Ни политика, ни деятельность ученого не имела для Макса Вебера главного, единственно абсолютного значения. Поразительно, с какой легкостью он отказывался от одного, чтобы обратиться к другому, и наоборот. В период революции он в своих выступлениях страстно защищал национальные интересы. Когда же на выборах в Национальное собрание его кандидатура от демократической партии была отвергнута, он отнесся к этому без всякого раздражения, без горечи; а когда позже в Народном собрании вопреки воле вождей партии настаивали на его кандидатуре, он призвал к партийной дисциплине и сказал, что его могут заменить другие, кто не хуже его сделает то же самое. Когда на второй год войны его отстранили от управления лазаретом, он, правда, на мгновение опечалился тем, что не может больше ничем служить отечеству, но на следующий день вновь с рвением занялся своими исследованиями в области социологии религий. Их он также бросил, когда решил, что выступлением в печати против неограниченного использования в войне подводных лодок он сможет содействовать отказу от их применения. Быстрота, с которой он переходил от одного занятия к другому, поражала. И всему он отдавался с одинаковой страстью. Можно было подумать, что вообще всякое дело, за которое он брался, было его подлинной профессией; и все–таки он был способен отказаться от любого из своих занятий. Но его не поймут те, кто сочтут, что в сущности ему все было безразлично. Поразительно, что, хотя этот человек со всей серьезностью, с безусловным пафосом принимался за то, за что он вообще брался, это не затрагивало его глубочайшей сущности. Можно сказать: его деятельности повсюду сопутствовало сознание – перед Богом все это ничто, но наша сущность состоит в том, чтобы вносить во все смысл, выполнять свои задачи, иначе мы просто ничтожны. Героизм, с которым он не заботился о том, к чему все это в конце концов приведет, зная о вновь грозящем разрушении всех ценностей, которые мы создавали в этом мире, все больше усиливал его активность.

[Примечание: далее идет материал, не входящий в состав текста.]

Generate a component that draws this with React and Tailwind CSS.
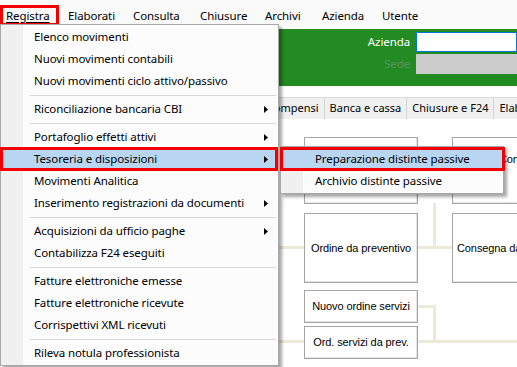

Своей личной судьбе он при этом не придавал значения, даже говорить об этом казалось ему недопустимым. Если ему угрожала гибель от вражеских бомб, большевизма или болезни, то это «его не интересовало», так как находилось вне сферы его созидающей смысл воли. Смерть его не пугала, как, в сущности, и вообще любой поворот судьбы. Происходившие события глубоко волновали его, крах Германии потряс его до такой степени, что он и сам готов был погибнуть. И все–таки при всех этих страшных переживаниях и сопереживаниях что–то в нем оставалось непоколебимым. Ничто не могло уже ввергнуть его в действительно полное отчаяние, но это не было следствием жизненной силы или покорной слабости. Сохраняя все естественные, живые движения души и ясное, проникающее вглубь видение реальностей, он одновременно находился как бы в другом вневременном мире.
Кем же он был? На это он и сам не дал ответа, и не знал его. Он не был стоиком, ибо бесстрастность и бесчувственность, формальное душевное спокойствие были ему совершенно несвойственны, в нем скорее жило нечто противоположное; он и не стремился к такому покою. Однако в его самодостаточности и одинокой непоколебимости что–то напоминало стоицизм.
Он не был и христианином. Быть христианином означало для него принять заповедь Нагорной проповеди непротивления злу. Эту заповедь он не хотел исполнять, так как она была несовместима с мирской деятельностью. Он питал уважение к подлинному осуществлению такой настроенности, но, когда он говорил о связанной с этой заповедью потере достоинства, в нем чувствовалось неприятие ее. Его высказывания о самообмане при попытках создания теодицеи часто превращались в язвительную иронию. Иногда его слова могли звучать как богохульство. В них было возникшее из глубокой правдивости его натуры неприятие иллюзорного содержания выходящей за пределы действительности успокаивающей веры. Это неприятие было следствием не цинизма, не равнодушного скептицизма, но глубокого серьезного сознания невыразимости, непостижимости абсолютного. Его работа о протестантской этике и духе капитализма, как ни свободна она от «оценочных суждений», как ни опирается она только на факты и как она ни объективна, косвенно все же говорит об отношении Макса Вебера к христианству. В этой работе доминирует неслыханное напряжение противоположных возможностей оценки. Ни одна религиозность на Земле не была столь близка его сердцу, как религиозность пуританских сект. Непостижимый промысел Божий, предопределение соответствовали его строгому мышлению и его правдивости, оставляющей непостижимое непостижимым. Однако он был далек от того, чтобы внутренне войти в этот религиозный мир. Он видел, что это величественное явление оказывает такое воздействие, опустошая действенную вначале религиозную силу, которое должно было представляться ему грозной антиномией. Неужели же самые великие, серьезные, героические человеческие свершения должны вести к беде, к пустоте, к духовной смерти?